I would say that everyone should read Discourse on Method, but the writing is such that it isn't incredibly accessible to a modern audience, especially one with a different educational background than Descartes himself. So instead I will say that everyone should go learn what they need to to understand Discourse on Method, and then read it. You don't have to agree with every idea presented (I certainly don't) for it to change the way you think for the better.
"The truth itself will readily lead the remainder of the ingeneous and the learned to subscribe to your judgment and your authority will cause the atheists who are in general sialists rather than ingeneous or learned to lay aside the spirit of contradiction and lead them perhaps to do battle in their own persons for reasonings which they find considered demonstrations by all men of genius lest they should seem not to understand them." The result being that "there will no longer be anyone who would venture to doubt either the existence of god or the real distinction of mind and body"
This passage, much like Descartes method is a contradiction. To assume that the belief in a higher power is the very virtue of his method, yet one in which he states he is able to be decieved by God, yet knows God is real despite that he cannot understand him implies that Descartes doesnt quite have a full understanding of what his argument is.
To read one of the great western thinkers has its advantages.
For example from the book “A Discourse on Method. Meditations on the First Philosophy: Principles of Philosophy ”by René Descartes I learned from where his idea of“ I doubt therefore I think, I think therefore I am ” comes from.
Descartes says that his book and his thinking are based only on demonstrable realities, and that in studying them he goes from the simple to the complex.

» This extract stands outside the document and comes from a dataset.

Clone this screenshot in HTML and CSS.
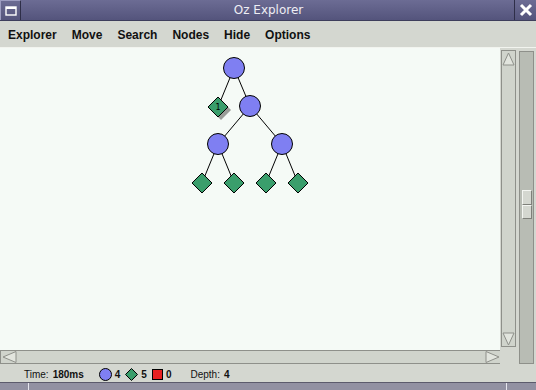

You first have to prove that you exist before proceeding with your ideas and thoughts, and the way to do it is his famous phrase.
However, when he speaks of the existence of God, of the immortality of the soul, it is noted that he completely forgot his premise that everything was going to be proven.
And then when he talks about the physical universe, the stars, the senses of the human body; it is noticeable that his knowledge with those of 1617.
Few parts of the book are worth reading today, but what is worth it is that he created the seeds of modernism and science today.
As we approach the 500th anniversary of the publication of this work, I find myself wondering how someone of such great influence, probably well deserved; could have been right about so much while having so much bad information scattered through the work. It is his key contribution (skepticism of virtually everything) that led to furthering the scientific paradigm - but his observations were so clearly off the mark in important details. How might his followers have gotten past those bumps in the road without throwing out the basic tactic?
I confess I came to Descartes with apprehension as I believed that he would blow my mind. He did, but in a very approachable way. I come away not as an expert, but my mind was stretched and I believe these two works are something I can return to and continue to stretch my mind.
I expected mathematics rightly or wrongly and came away with philosophy and an approach to using my mind to create my own view of the world.
This book has left me with one big hulking question: would Descartes still believe or try to make us believe in God as strongly as he does if he was alive today. Take God out of the equation of his philosophy and what do you have left... Not much more than 'I think, therefore I am'.